WHAT TO WORK ON: Check each line of the listing below for the string "styles", and give only how many lines hold it.

SOURCE EXCERPT:
——————
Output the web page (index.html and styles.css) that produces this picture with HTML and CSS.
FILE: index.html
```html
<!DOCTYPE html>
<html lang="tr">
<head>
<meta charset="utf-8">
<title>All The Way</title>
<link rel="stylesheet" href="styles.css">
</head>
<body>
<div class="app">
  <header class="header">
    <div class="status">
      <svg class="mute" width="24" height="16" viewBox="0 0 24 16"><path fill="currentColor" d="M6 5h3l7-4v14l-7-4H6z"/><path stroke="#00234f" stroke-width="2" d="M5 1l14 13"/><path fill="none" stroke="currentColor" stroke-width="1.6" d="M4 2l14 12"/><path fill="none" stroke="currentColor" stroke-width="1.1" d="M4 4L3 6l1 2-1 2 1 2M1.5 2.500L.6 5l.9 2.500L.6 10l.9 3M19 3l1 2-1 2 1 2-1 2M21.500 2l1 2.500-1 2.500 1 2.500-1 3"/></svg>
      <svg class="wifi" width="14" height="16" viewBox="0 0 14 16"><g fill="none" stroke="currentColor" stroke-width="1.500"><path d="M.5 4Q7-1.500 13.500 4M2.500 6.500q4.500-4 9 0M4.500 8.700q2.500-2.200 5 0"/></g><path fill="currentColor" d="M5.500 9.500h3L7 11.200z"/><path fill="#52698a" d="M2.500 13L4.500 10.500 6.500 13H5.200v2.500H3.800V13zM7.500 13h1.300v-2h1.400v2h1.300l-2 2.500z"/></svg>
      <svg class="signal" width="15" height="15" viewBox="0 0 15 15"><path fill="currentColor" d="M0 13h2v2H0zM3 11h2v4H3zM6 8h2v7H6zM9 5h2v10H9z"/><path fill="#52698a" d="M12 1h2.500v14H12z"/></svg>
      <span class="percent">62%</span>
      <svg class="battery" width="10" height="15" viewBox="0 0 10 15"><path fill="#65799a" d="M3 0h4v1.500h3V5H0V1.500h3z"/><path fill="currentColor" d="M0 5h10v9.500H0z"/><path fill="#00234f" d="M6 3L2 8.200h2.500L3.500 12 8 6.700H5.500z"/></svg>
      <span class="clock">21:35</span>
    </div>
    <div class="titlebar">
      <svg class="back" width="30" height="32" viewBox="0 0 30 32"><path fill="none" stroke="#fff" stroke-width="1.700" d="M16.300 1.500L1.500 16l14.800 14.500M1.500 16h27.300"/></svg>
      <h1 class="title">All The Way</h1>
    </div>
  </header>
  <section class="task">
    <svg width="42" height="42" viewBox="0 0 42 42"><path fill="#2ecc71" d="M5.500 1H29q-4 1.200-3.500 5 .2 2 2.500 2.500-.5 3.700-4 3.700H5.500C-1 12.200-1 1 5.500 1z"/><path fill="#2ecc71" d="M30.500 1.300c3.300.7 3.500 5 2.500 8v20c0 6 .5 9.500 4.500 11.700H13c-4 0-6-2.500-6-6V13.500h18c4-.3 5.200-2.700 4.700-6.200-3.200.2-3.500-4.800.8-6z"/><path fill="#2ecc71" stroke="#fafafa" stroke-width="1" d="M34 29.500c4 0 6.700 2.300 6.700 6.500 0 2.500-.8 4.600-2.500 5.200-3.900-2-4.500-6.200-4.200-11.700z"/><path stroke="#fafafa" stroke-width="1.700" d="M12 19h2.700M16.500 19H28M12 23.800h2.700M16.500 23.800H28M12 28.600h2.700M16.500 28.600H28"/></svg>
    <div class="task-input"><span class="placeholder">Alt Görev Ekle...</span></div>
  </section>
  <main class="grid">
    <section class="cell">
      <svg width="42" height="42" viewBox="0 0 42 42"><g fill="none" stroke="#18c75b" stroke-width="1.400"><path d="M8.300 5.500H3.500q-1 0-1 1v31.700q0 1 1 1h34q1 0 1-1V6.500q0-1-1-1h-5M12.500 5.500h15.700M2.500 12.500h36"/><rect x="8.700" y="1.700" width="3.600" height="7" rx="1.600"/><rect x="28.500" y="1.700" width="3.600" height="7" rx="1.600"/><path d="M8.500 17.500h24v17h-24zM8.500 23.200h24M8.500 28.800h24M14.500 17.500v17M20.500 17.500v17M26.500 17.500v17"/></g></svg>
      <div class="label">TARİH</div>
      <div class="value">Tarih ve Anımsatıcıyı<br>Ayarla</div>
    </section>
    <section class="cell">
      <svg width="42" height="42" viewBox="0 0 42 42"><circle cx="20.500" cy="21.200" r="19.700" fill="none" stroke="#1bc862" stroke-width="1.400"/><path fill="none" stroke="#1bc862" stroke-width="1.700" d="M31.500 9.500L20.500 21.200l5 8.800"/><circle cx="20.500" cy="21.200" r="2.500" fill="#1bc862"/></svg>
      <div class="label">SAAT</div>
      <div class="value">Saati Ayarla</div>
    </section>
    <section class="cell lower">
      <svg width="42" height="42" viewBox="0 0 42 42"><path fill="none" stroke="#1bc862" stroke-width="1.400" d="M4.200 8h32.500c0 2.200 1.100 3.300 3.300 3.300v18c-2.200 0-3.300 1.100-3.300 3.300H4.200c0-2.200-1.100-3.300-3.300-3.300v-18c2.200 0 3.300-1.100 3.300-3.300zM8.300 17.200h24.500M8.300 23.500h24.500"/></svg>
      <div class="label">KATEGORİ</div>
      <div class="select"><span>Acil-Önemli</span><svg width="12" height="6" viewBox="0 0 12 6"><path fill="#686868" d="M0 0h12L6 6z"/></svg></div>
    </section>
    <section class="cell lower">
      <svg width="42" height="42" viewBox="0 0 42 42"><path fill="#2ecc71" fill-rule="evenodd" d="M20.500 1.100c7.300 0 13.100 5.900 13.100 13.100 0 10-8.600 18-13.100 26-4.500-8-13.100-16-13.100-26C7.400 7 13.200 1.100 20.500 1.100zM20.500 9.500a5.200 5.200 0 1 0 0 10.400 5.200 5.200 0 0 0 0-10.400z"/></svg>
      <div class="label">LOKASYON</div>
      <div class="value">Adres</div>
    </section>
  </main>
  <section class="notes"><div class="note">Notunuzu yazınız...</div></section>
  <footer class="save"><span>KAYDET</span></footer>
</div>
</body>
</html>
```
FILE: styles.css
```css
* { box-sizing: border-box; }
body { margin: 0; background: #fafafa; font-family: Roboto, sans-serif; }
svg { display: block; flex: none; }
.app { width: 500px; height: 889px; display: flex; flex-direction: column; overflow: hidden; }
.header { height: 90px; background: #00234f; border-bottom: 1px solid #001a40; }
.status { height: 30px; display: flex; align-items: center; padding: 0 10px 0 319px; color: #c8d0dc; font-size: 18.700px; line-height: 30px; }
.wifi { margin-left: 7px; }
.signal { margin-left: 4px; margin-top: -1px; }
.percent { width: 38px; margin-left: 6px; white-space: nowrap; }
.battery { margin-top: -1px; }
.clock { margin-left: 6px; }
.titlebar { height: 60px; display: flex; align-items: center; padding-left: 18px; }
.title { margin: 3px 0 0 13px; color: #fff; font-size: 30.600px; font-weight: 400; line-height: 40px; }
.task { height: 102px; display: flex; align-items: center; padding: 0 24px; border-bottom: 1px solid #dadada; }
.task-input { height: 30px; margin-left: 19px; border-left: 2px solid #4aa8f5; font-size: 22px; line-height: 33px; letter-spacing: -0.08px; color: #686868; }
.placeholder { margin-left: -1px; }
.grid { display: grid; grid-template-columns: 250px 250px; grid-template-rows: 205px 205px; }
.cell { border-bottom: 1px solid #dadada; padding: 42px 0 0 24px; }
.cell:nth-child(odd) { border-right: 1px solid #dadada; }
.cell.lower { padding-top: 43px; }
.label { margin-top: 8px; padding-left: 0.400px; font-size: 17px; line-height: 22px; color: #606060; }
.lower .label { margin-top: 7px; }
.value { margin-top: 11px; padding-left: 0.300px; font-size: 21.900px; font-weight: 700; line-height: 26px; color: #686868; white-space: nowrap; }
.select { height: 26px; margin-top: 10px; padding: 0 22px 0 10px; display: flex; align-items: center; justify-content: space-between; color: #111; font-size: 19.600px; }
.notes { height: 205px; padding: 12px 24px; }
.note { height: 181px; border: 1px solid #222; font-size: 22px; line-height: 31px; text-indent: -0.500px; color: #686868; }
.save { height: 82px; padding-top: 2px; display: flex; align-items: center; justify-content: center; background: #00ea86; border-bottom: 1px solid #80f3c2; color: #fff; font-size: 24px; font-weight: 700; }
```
——————
OUTPUT OF THE TASK: 3